**Objective**: Transcribe the data in full and exactly, omitting any pictures.

**Data excerpt**:
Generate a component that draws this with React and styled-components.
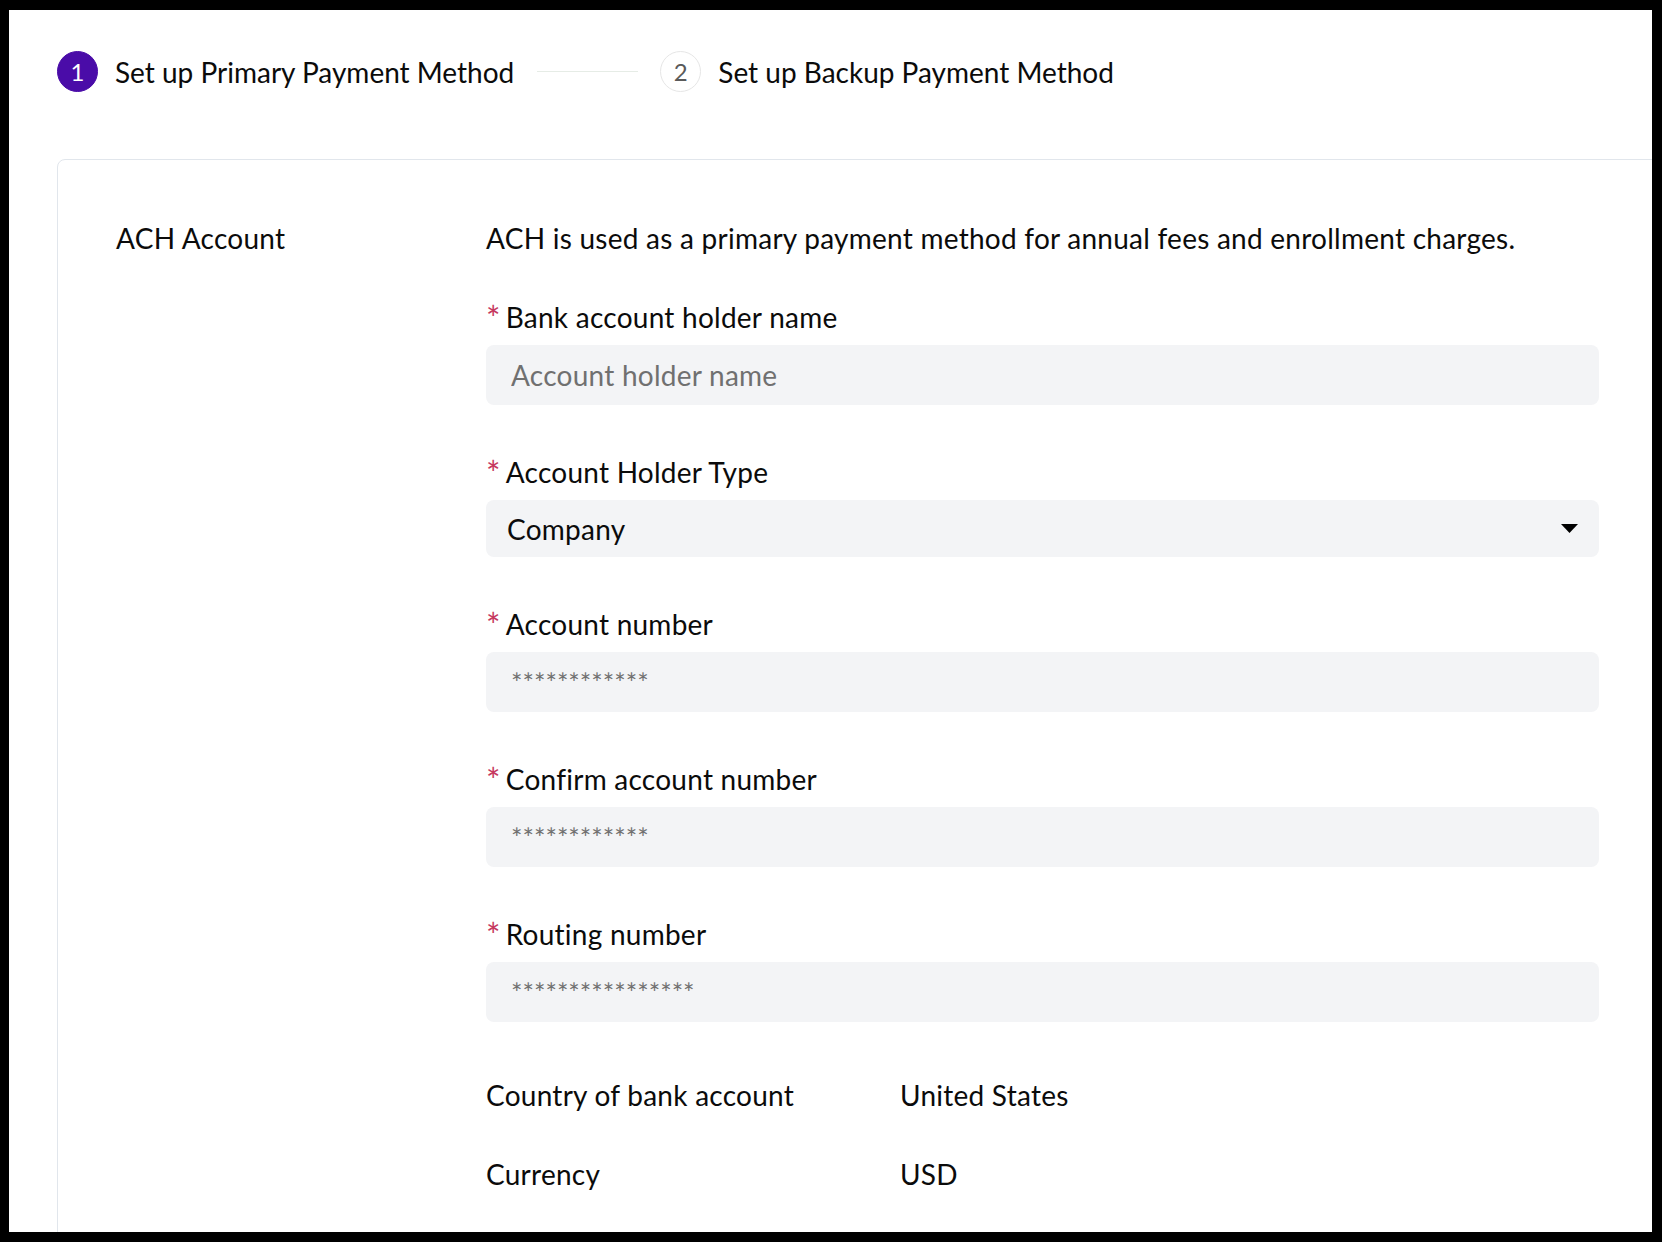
import React from "react";
import styled, { createGlobalStyle } from "styled-components";

const GlobalStyle = createGlobalStyle`
  html, body {
    margin: 0;
    padding: 0;
    background: #000;
  }
  * { box-sizing: border-box; }
  body {
    font-family: Lato, "Liberation Sans", sans-serif;
    color: #0b0b0b;
  }
`;

const Frame = styled.div`
  width: 1662px;
  height: 1242px;
  padding: 10px 10px 10px 9px;
  background: #000;
`;

const Panel = styled.div`
  width: 100%;
  height: 100%;
  background: #fff;
  overflow: hidden;
  padding: 41px 0 0 48px;
`;

const Stepper = styled.div`
  display: flex;
  align-items: center;
  height: 41px;
`;

const Step = styled.div`
  display: flex;
  align-items: center;
  gap: 17px;
`;

const StepDot = styled.div`
  width: 41px;
  height: 41px;
  border-radius: 50%;
  display: flex;
  align-items: center;
  justify-content: center;
  font-size: 24px;
  background: ${(p) => (p.$active ? "#4a0ca8" : "#fff")};
  color: ${(p) => (p.$active ? "#fff" : "#5a5a5a")};
  border: 1px solid ${(p) => (p.$active ? "#4a0ca8" : "#e6e6e6")};
`;

const StepTitle = styled.span`
  font-size: 28px;
  line-height: 40px;
  color: #0b0b0b;
`;

const Connector = styled.div`
  width: 101px;
  height: 1px;
  background: #e6ece6;
  margin: 0 22px 0 23px;
`;

const Card = styled.section`
  margin-top: 67px;
  margin-right: -60px;
  border: 1px solid #e1e6ec;
  border-radius: 8px;
  padding: 58px 0 60px 58px;
  display: grid;
  grid-template-columns: 370px 1113px;
  align-items: start;
  font-size: 28px;
  letter-spacing: 0.25px;
`;

const SectionTitle = styled.div`
  line-height: 40px;
`;

const Column = styled.div`
  display: flex;
  flex-direction: column;
`;

const Description = styled.p`
  margin: 0 0 39px;
  line-height: 40px;
`;

const Field = styled.div`
  display: flex;
  flex-direction: column;
  gap: 8px;
  margin-bottom: 47px;
`;

const Label = styled.label`
  display: block;
  height: 40px;
  line-height: 40px;
`;

const Required = styled.span`
  color: #c6385f;
  font-size: 34px;
  line-height: 0;
  margin-right: 5px;
  position: relative;
  top: 3px;
`;

const TextInput = styled.input`
  height: 60px;
  width: 100%;
  border: none;
  outline: none;
  border-radius: 8px;
  background: #f3f4f6;
  padding: 0 25px;
  font-family: inherit;
  letter-spacing: ${(p) => (p.$masked ? "0" : "0.25px")};
  font-size: ${(p) => (p.$masked ? "27px" : "28px")};
  color: #0b0b0b;
  &::placeholder {
    color: #707070;
    opacity: 1;
  }
`;

const SelectBox = styled.div`
  height: 57px;
  border-radius: 8px;
  background: #f3f4f6;
  display: flex;
  align-items: center;
  justify-content: space-between;
  padding: 0 21px 0 21px;
  color: #0b0b0b;
`;

const Caret = styled.svg`
  width: 17px;
  height: 9px;
  display: block;
`;

const InfoList = styled.div`
  display: flex;
  flex-direction: column;
  gap: 39px;
  margin-top: 6px;
`;

const InfoRow = styled.div`
  display: grid;
  grid-template-columns: 414px 1fr;
  line-height: 40px;
`;

const fields = [
  { label: "Bank account holder name", placeholder: "Account holder name" },
  { label: "Account Holder Type", select: "Company" },
  { label: "Account number", placeholder: "************", masked: true },
  { label: "Confirm account number", placeholder: "************", masked: true },
  { label: "Routing number", placeholder: "****************", masked: true },
];

export default function App() {
  return (
    <>
      <GlobalStyle />
      <Frame>
        <Panel>
          <Stepper>
            <Step>
              <StepDot $active>1</StepDot>
              <StepTitle>Set up Primary Payment Method</StepTitle>
            </Step>
            <Connector />
            <Step>
              <StepDot>2</StepDot>
              <StepTitle>Set up Backup Payment Method</StepTitle>
            </Step>
          </Stepper>
          <Card>
            <SectionTitle>ACH Account</SectionTitle>
            <Column>
              <Description>
                ACH is used as a primary payment method for annual fees and enrollment charges.
              </Description>
              {fields.map((f) => (
                <Field key={f.label}>
                  <Label>
                    <Required>*</Required>
                    {f.label}
                  </Label>
                  {f.select ? (
                    <SelectBox>
                      <span>{f.select}</span>
                      <Caret viewBox="0 0 17 9">
                        <path d="M0 0 H17 L8.5 9 Z" fill="#000" />
                      </Caret>
                    </SelectBox>
                  ) : (
                    <TextInput placeholder={f.placeholder} $masked={f.masked} />
                  )}
                </Field>
              ))}
              <InfoList>
                <InfoRow>
                  <span>Country of bank account</span>
                  <span>United States</span>
                </InfoRow>
                <InfoRow>
                  <span>Currency</span>
                  <span>USD</span>
                </InfoRow>
              </InfoList>
            </Column>
          </Card>
        </Panel>
      </Frame>
    </>
  );
}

**Reply**:
Generate a component that draws this with React and styled-components.
import React from "react";
import styled, { createGlobalStyle } from "styled-components";

const GlobalStyle = createGlobalStyle`
  html, body {
    margin: 0;
    padding: 0;
    background: #000;
  }
  * { box-sizing: border-box; }
  body {
    font-family: Lato, "Liberation Sans", sans-serif;
    color: #0b0b0b;
  }
`;

const Frame = styled.div`
  width: 1662px;
  height: 1242px;
  padding: 10px 10px 10px 9px;
  background: #000;
`;

const Panel = styled.div`
  width: 100%;
  height: 100%;
  background: #fff;
  overflow: hidden;
  padding: 41px 0 0 48px;
`;

const Stepper = styled.div`
  display: flex;
  align-items: center;
  height: 41px;
`;

const Step = styled.div`
  display: flex;
  align-items: center;
  gap: 17px;
`;

const StepDot = styled.div`
  width: 41px;
  height: 41px;
  border-radius: 50%;
  display: flex;
  align-items: center;
  justify-content: center;
  font-size: 24px;
  background: ${(p) => (p.$active ? "#4a0ca8" : "#fff")};
  color: ${(p) => (p.$active ? "#fff" : "#5a5a5a")};
  border: 1px solid ${(p) => (p.$active ? "#4a0ca8" : "#e6e6e6")};
`;

const StepTitle = styled.span`
  font-size: 28px;
  line-height: 40px;
  color: #0b0b0b;
`;

const Connector = styled.div`
  width: 101px;
  height: 1px;
  background: #e6ece6;
  margin: 0 22px 0 23px;
`;

const Card = styled.section`
  margin-top: 67px;
  margin-right: -60px;
  border: 1px solid #e1e6ec;
  border-radius: 8px;
  padding: 58px 0 60px 58px;
  display: grid;
  grid-template-columns: 370px 1113px;
  align-items: start;
  font-size: 28px;
  letter-spacing: 0.25px;
`;

const SectionTitle = styled.div`
  line-height: 40px;
`;

const Column = styled.div`
  display: flex;
  flex-direction: column;
`;

const Description = styled.p`
  margin: 0 0 39px;
  line-height: 40px;
`;

const Field = styled.div`
  display: flex;
  flex-direction: column;
  gap: 8px;
  margin-bottom: 47px;
`;

const Label = styled.label`
  display: block;
  height: 40px;
  line-height: 40px;
`;

const Required = styled.span`
  color: #c6385f;
  font-size: 34px;
  line-height: 0;
  margin-right: 5px;
  position: relative;
  top: 3px;
`;

const TextInput = styled.input`
  height: 60px;
  width: 100%;
  border: none;
  outline: none;
  border-radius: 8px;
  background: #f3f4f6;
  padding: 0 25px;
  font-family: inherit;
  letter-spacing: ${(p) => (p.$masked ? "0" : "0.25px")};
  font-size: ${(p) => (p.$masked ? "27px" : "28px")};
  color: #0b0b0b;
  &::placeholder {
    color: #707070;
    opacity: 1;
  }
`;

const SelectBox = styled.div`
  height: 57px;
  border-radius: 8px;
  background: #f3f4f6;
  display: flex;
  align-items: center;
  justify-content: space-between;
  padding: 0 21px 0 21px;
  color: #0b0b0b;
`;

const Caret = styled.svg`
  width: 17px;
  height: 9px;
  display: block;
`;

const InfoList = styled.div`
  display: flex;
  flex-direction: column;
  gap: 39px;
  margin-top: 6px;
`;

const InfoRow = styled.div`
  display: grid;
  grid-template-columns: 414px 1fr;
  line-height: 40px;
`;

const fields = [
  { label: "Bank account holder name", placeholder: "Account holder name" },
  { label: "Account Holder Type", select: "Company" },
  { label: "Account number", placeholder: "************", masked: true },
  { label: "Confirm account number", placeholder: "************", masked: true },
  { label: "Routing number", placeholder: "****************", masked: true },
];

export default function App() {
  return (
    <>
      <GlobalStyle />
      <Frame>
        <Panel>
          <Stepper>
            <Step>
              <StepDot $active>1</StepDot>
              <StepTitle>Set up Primary Payment Method</StepTitle>
            </Step>
            <Connector />
            <Step>
              <StepDot>2</StepDot>
              <StepTitle>Set up Backup Payment Method</StepTitle>
            </Step>
          </Stepper>
          <Card>
            <SectionTitle>ACH Account</SectionTitle>
            <Column>
              <Description>
                ACH is used as a primary payment method for annual fees and enrollment charges.
              </Description>
              {fields.map((f) => (
                <Field key={f.label}>
                  <Label>
                    <Required>*</Required>
                    {f.label}
                  </Label>
                  {f.select ? (
                    <SelectBox>
                      <span>{f.select}</span>
                      <Caret viewBox="0 0 17 9">
                        <path d="M0 0 H17 L8.5 9 Z" fill="#000" />
                      </Caret>
                    </SelectBox>
                  ) : (
                    <TextInput placeholder={f.placeholder} $masked={f.masked} />
                  )}
                </Field>
              ))}
              <InfoList>
                <InfoRow>
                  <span>Country of bank account</span>
                  <span>United States</span>
                </InfoRow>
                <InfoRow>
                  <span>Currency</span>
                  <span>USD</span>
                </InfoRow>
              </InfoList>
            </Column>
          </Card>
        </Panel>
      </Frame>
    </>
  );
}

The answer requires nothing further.